In the face of worldwide opposition to Musk and the brand, Trump, earlier in March, participated in an extraordinary publicity stunt in front of the White House. He turned the South Lawn of the White House into a temporary Tesla showroom in a “conspicuous favor” to Musk.
Trump and Musk inspected five Tesla models in front of reporters and cameras and Trump, in a startling turnaround, heartily endorsed them.

Activists are planning a global protest of Tesla to target Elon Musk’s government role. (Photo: Action Network)
Afterward, he said he planned to buy one.
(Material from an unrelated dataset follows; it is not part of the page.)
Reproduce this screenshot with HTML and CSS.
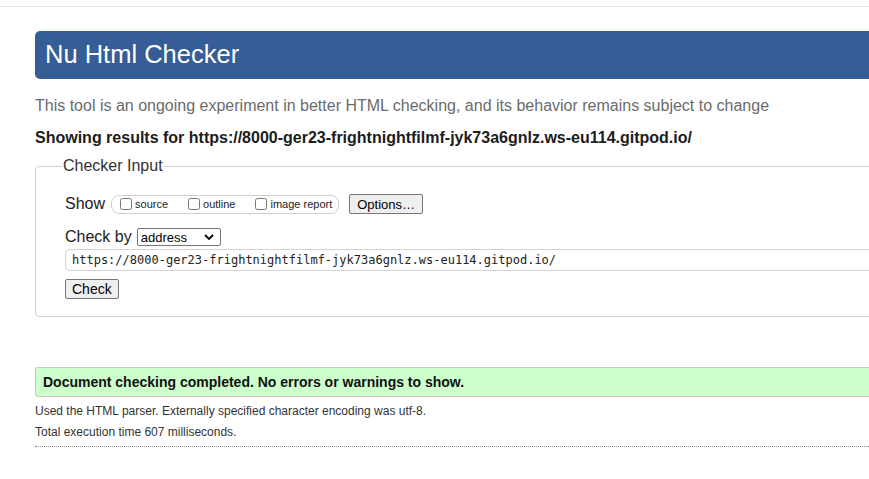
FILE: index.html
```html
<!DOCTYPE html>
<html lang="en">
<head>
<meta charset="utf-8">
<title>Nu Html Checker</title>
<link rel="stylesheet" href="styles.css">
</head>
<body>
<div class="topbar"></div>
<div class="page">
  <h1 class="brand">Nu Html Checker</h1>
  <p class="tagline">This tool is an ongoing experiment in better HTML checking, and its behavior remains subject to change</p>
  <p class="showing">Showing results for https://8000-ger23-frightnightfilmf-jyk73a6gnlz.ws-eu114.gitpod.io/</p>
  <form class="checker">
    <fieldset class="input-box">
      <legend class="legend">Checker Input</legend>
      <div class="row row-show">
        <span class="row-label">Show</span>
        <span class="opts">
          <label class="opt"><input type="checkbox" class="cb"><span>source</span></label>
          <label class="opt"><input type="checkbox" class="cb"><span>outline</span></label>
          <label class="opt"><input type="checkbox" class="cb"><span>image report</span></label>
        </span>
        <button type="button" class="btn btn-options">Options…</button>
      </div>
      <div class="row row-by">
        <span class="row-label">Check by</span>
        <span class="select">address<svg class="chev" viewBox="0 0 10 6" width="10" height="6"><path d="M1 1 L5 5 L9 1" fill="none" stroke="#000" stroke-width="1.8"/></svg></span>
      </div>
      <div class="url">https://8000-ger23-frightnightfilmf-jyk73a6gnlz.ws-eu114.gitpod.io/</div>
      <div class="row row-submit">
        <button type="button" class="btn btn-check">Check</button>
      </div>
    </fieldset>
  </form>
  <div class="success">Document checking completed. No errors or warnings to show.</div>
  <p class="info">Used the HTML parser. Externally specified character encoding was utf-8.</p>
  <p class="info">Total execution time 607 milliseconds.</p>
  <hr class="dotted">
</div>
</body>
</html>
```
FILE: styles.css
```css
html, body {
  margin: 0;
  padding: 0;
  background: #fff;
  overflow: hidden;
}
body {
  font-family: "Liberation Sans", Arial, sans-serif;
  color: #222;
  width: 869px;
  height: 479px;
}
.topbar {
  height: 6px;
  border-bottom: 1px solid #e2e2e2;
}
.page {
  margin-left: 35px;
  width: 1100px;
  padding-top: 24px;
}
.brand {
  margin: 0;
  height: 48px;
  line-height: 47px;
  padding-left: 10px;
  background: #365d95;
  color: #fff;
  font-size: 25.5px;
  font-weight: normal;
  border-radius: 5px 0 0 5px;
}
.tagline {
  margin: 18px 0 0;
  font-size: 16px;
  line-height: 18px;
  color: #6b6b6b;
}
.showing {
  margin: 14px 0 0;
  font-size: 16px;
  line-height: 18px;
  font-weight: bold;
  color: #1c1c1c;
}
.checker {
  margin-top: 10px;
}
.input-box {
  margin: 0;
  border: 1px solid #cfcfcf;
  border-radius: 4px;
  padding: 19px 0 17px 29px;
}
.legend {
  margin-left: -3px;
  padding: 0 1px;
  font-size: 16px;
  line-height: 18px;
  color: #333;
}
.row {
  display: flex;
  align-items: center;
  height: 20px;
}
.row-label {
  font-size: 16px;
  color: #222;
  margin-right: 5px;
}
.row-show .row-label {
  margin-right: 6px;
}
.opts {
  display: inline-flex;
  align-items: center;
  height: 17px;
  border: 1px solid #cfcfcf;
  border-radius: 8px;
  padding: 0 6px 0 8px;
}
.opt {
  display: inline-flex;
  align-items: center;
  font-size: 11px;
  color: #222;
  margin-right: 20px;
}
.opt:last-child {
  margin-right: 0;
}
.cb {
  width: 12px;
  height: 12px;
  margin: 0 3px 0 0;
}
.btn {
  font-family: "Liberation Sans", Arial, sans-serif;
  font-size: 13px;
  color: #000;
  background: #efefef;
  border: 1px solid #767676;
  border-radius: 2px;
  height: 20px;
  padding: 0 7px;
}
.btn-options {
  margin-left: 10px;
}
.row-by {
  margin-top: 13px;
}
.select {
  display: inline-flex;
  align-items: center;
  justify-content: space-between;
  box-sizing: border-box;
  width: 84px;
  height: 18px;
  border: 1px solid #767676;
  border-radius: 2px;
  padding: 0 6px 0 3px;
  font-size: 13px;
  color: #000;
}
.chev {
  display: block;
}
.url {
  margin-top: 2px;
  box-sizing: border-box;
  height: 22px;
  line-height: 20px;
  border: 1px solid #d3d3d3;
  border-radius: 4px;
  padding-left: 6px;
  font-family: "DejaVu Sans Mono", "Liberation Mono", monospace;
  font-size: 12px;
  color: #222;
}
.row-submit {
  margin-top: 8px;
}
.btn-check {
  padding: 0 6px;
  font-size: 14px;
}
.success {
  margin-top: 50px;
  box-sizing: border-box;
  height: 30px;
  line-height: 28px;
  background: #ccffcc;
  border: 1px solid #c8c8c8;
  border-right: none;
  border-radius: 3px 0 0 3px;
  padding-left: 7px;
  font-size: 14px;
  font-weight: bold;
  color: #111;
}
.info {
  margin: 7px 0 0;
  font-size: 12px;
  line-height: 15px;
  color: #333;
}
.info + .info {
  margin-top: 6px;
}
.dotted {
  margin: 6px 0 0;
  border: none;
  border-top: 1px dotted #888;
  height: 0;
}
```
He picked a cherry red Model S. Plaid, a top of the line car that sells for up to $90,000, well-beyond the means of his hard rock, non-college-educated base.
MAGA social media went into overdrive touting Musk and Tesla, but the pr stunt raised immediate ethics issues. Senior government official, including a sitting president, are barred from explicitly endorse consumer products.
The event did little to quell the wave of negative sentiment aimed at the brand and generated further backlash when Trump Attorney General Pam Bondi vowed to prosecute Tesla vandals as “terrorists.”
A number of activist groups on Mar. 29 planned a global protest against Tesla, but aimed at Musk.
“Elon Musk is destroying our democracy, and he’s using the fortune he built at Tesla to do it. We are taking action at Tesla to stop Musk’s illegal coup,” the Activist Network announced.
How the company fares in the coming months remains to be seen. Whatever support for the brand Trump engendered among right-wing supporters is unlikely to reverse the slide in sales.
What’s more, Tesla is facing an increasingly competitive market from the Chinese in Europe and Asia and domestic and imported brands in the United States.
Without a major innovation, steep price cuts or restoring the brand with Musk’s removal, regaining ground will grow more difficult each passing day.
One thing is certain, the Tesla brand has been unfairly tarred by its association with Musk and may never recover as long as the controversial billionaire is identified with the company.